[OE-core] [PATCH] oe_syslog.py: Handle syslogd/klogd restart race

Fri Jun 21 16:39:14 UTC 2019

On Fri, Jun 21, 2019 at 12:14 PM Richard Purdie
<richard.purdie at linuxfoundation.org> wrote:
>
> On Fri, 2019-06-21 at 11:42 -0400, Jon Mason wrote:
> > syslogd and klogd can occasionally take too long to restart, which
> > causes tests to fail by starting before the log daemons are ready.  To
> > work around this problem, poll for up to 30 seconds on the processes to
> > verify the old ones are killed and the new ones are up and running.
> >
> > [YOCTO #13379]
> >
> > Signed-off-by: Jon Mason <jdmason at kudzu.us>
> > ---
> >  meta/lib/oeqa/runtime/cases/oe_syslog.py | 37 ++++++++++++++++++++++++
> >  1 file changed, 37 insertions(+)
> >
> > diff --git a/meta/lib/oeqa/runtime/cases/oe_syslog.py b/meta/lib/oeqa/runtime/cases/oe_syslog.py
> > index 0f5f9f43ca..3270a0fc88 100644
> > --- a/meta/lib/oeqa/runtime/cases/oe_syslog.py
> > +++ b/meta/lib/oeqa/runtime/cases/oe_syslog.py
> > @@ -50,9 +50,46 @@ class SyslogTestConfig(OERuntimeTestCase):
> >      @skipIfDataVar('VIRTUAL-RUNTIME_init_manager', 'systemd',
> >                     'Not appropiate for systemd image')
> >      def test_syslog_startup_config(self):
> > +        status, syslogd_pid = self.target.run('pidof syslogd')
> > +        status, klogd_pid = self.target.run('pidof klogd')
> > +
> >          cmd = 'echo "LOGFILE=/var/log/test" >> /etc/syslog-startup.conf'
> >          self.target.run(cmd)
> >          status, output = self.target.run('/etc/init.d/syslog restart')
> > +
> > +        # Error, most likely a race between shutting down and starting up
> > +        if status:
> > +            import time
> > +            timeout = time.time() + 30
> > +
> > +            while time.time() < timeout:
> > +                time.sleep(1)
> > +                # Verify the old ones are no longer running
> > +                status, output = self.target.run('kill -0 %s' %syslogd_pid)
> > +                if not status:
> > +                    self.logger.debug("old syslogd is running")
> > +                    continue
> > +
> > +                status, output = self.target.run('kill -0 %s' %klogd_pid)
> > +                if not status:
> > +                    self.logger.debug("old klogd is running")
> > +                    continue
> > +
> > +                # Verify the new ones are running
> > +                status, new_syslogd_pid = self.target.run('pidof syslogd')
> > +                if status:
> > +                    self.logger.debug("new syslogd is not running")
> > +                    continue
> > +
> > +                status, new_klogd_pid = self.target.run('pidof klogd')
> > +                if status:
> > +                    self.logger.debug("new syslogd is not running")
> > +                    continue
> > +
> > +                # Everything is fine now, so keep running
> > +                status = 0
> > +                break
> > +
> >          msg = ('Could not restart syslog service.

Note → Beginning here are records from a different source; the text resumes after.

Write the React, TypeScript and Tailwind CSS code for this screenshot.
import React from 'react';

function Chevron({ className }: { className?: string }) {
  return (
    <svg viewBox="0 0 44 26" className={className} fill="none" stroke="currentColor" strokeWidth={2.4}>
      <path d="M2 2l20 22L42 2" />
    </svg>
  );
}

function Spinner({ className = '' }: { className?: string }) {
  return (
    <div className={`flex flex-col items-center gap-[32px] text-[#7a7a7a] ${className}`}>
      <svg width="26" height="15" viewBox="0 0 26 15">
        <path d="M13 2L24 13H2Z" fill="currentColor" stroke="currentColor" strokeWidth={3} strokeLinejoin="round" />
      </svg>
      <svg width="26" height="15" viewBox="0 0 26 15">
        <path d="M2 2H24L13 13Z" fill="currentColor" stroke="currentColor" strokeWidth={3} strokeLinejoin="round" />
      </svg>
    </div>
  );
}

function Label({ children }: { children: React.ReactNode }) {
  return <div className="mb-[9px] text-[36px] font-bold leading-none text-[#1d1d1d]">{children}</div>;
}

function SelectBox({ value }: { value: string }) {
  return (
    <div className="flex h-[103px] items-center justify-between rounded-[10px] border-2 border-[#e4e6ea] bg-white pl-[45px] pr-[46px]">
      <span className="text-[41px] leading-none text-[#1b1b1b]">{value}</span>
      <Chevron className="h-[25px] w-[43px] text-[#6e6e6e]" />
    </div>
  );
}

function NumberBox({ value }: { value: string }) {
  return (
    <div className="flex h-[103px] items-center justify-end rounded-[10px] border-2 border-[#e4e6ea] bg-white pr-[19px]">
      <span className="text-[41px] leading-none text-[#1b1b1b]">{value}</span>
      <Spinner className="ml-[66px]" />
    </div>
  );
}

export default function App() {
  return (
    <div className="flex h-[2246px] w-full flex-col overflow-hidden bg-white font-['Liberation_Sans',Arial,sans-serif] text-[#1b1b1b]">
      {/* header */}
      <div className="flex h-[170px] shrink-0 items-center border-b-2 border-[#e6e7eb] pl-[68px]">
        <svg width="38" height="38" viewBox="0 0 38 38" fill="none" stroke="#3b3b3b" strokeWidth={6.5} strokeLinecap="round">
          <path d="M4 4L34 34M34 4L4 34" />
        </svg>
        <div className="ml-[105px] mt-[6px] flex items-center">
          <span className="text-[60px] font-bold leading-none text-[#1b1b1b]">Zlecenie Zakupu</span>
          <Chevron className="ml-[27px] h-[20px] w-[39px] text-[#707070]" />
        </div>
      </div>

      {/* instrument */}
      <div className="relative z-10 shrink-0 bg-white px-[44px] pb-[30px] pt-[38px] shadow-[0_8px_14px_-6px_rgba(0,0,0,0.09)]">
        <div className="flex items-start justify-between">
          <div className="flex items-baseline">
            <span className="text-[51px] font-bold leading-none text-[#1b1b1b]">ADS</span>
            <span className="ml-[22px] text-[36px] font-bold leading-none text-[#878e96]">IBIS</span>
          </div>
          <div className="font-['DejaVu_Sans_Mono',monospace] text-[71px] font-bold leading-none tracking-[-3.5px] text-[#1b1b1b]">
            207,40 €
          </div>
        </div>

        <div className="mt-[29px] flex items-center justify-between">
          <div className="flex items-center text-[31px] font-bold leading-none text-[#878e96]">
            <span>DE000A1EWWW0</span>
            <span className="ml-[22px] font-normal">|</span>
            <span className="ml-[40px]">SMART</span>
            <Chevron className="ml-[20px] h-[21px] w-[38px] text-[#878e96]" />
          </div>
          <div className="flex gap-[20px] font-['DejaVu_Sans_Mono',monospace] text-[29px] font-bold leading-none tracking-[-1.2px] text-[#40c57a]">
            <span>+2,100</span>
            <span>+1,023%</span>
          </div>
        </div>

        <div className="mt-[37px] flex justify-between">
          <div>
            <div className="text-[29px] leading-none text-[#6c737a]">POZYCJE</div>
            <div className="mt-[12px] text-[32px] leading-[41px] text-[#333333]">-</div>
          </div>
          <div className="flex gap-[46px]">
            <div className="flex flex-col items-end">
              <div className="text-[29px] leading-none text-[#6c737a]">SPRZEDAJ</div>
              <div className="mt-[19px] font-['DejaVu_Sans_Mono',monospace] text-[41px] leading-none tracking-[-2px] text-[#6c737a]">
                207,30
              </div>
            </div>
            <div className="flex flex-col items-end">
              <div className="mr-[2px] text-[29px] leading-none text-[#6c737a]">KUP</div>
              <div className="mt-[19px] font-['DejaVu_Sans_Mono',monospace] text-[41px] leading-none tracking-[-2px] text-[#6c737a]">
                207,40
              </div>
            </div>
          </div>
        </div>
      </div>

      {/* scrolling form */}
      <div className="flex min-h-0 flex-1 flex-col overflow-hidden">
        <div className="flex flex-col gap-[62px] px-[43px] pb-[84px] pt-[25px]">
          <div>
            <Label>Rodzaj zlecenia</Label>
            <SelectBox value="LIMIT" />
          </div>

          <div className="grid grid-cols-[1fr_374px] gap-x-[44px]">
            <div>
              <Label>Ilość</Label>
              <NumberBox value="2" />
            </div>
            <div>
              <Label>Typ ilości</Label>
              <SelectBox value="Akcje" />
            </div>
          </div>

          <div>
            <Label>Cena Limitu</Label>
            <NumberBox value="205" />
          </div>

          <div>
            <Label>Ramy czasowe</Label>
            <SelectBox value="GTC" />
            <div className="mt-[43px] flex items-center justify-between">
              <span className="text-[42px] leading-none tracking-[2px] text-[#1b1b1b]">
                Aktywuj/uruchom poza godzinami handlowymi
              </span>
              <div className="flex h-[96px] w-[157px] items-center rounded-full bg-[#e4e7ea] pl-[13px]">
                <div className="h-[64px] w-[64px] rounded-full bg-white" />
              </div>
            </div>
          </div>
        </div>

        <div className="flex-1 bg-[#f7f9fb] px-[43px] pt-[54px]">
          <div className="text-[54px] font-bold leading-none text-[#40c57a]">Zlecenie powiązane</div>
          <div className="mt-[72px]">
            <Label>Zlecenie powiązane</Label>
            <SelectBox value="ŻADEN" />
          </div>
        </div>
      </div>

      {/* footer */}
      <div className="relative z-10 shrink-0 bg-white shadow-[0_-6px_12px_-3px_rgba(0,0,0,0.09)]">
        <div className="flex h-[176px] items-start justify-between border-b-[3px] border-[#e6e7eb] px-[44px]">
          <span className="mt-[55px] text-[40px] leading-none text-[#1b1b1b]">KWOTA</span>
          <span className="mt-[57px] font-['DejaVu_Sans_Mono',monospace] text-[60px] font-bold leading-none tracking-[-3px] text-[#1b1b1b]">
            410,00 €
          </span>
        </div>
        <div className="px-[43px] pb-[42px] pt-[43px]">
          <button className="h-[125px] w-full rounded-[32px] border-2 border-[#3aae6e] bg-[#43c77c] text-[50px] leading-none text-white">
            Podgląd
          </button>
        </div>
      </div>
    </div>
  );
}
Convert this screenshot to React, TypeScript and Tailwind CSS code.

Status and output:'
> >                 ' %s and %s' % (status,output))
> >          self.assertEqual(status, 0, msg)
>
> Thanks, I think this is reasonable however I think we may need to make
> the above a function and then call it from other places in the tests in
> that file.
>
> test_syslog_restart should check it did restart using the above
>
> test_syslog_startup_config does a second restart which we should also
> check?

Seems reasonable.  I'll crank out v2 shortly.

> Out of interest were you able to see error codes being returned in
> status in your tests?

I used code to force every error path during development, but not that
the testcase will fail.  So, your question did cause me to notice a
bug in the code when verifying that the old ones are no longer
running.  That should return 0 if still running, which wouldn't cause
the assert outside of the loop.  So, I'll need to tweak this there.
v2 will have this fix as well.

Thanks,
Jon

>
> Cheers,
>
> Richard
>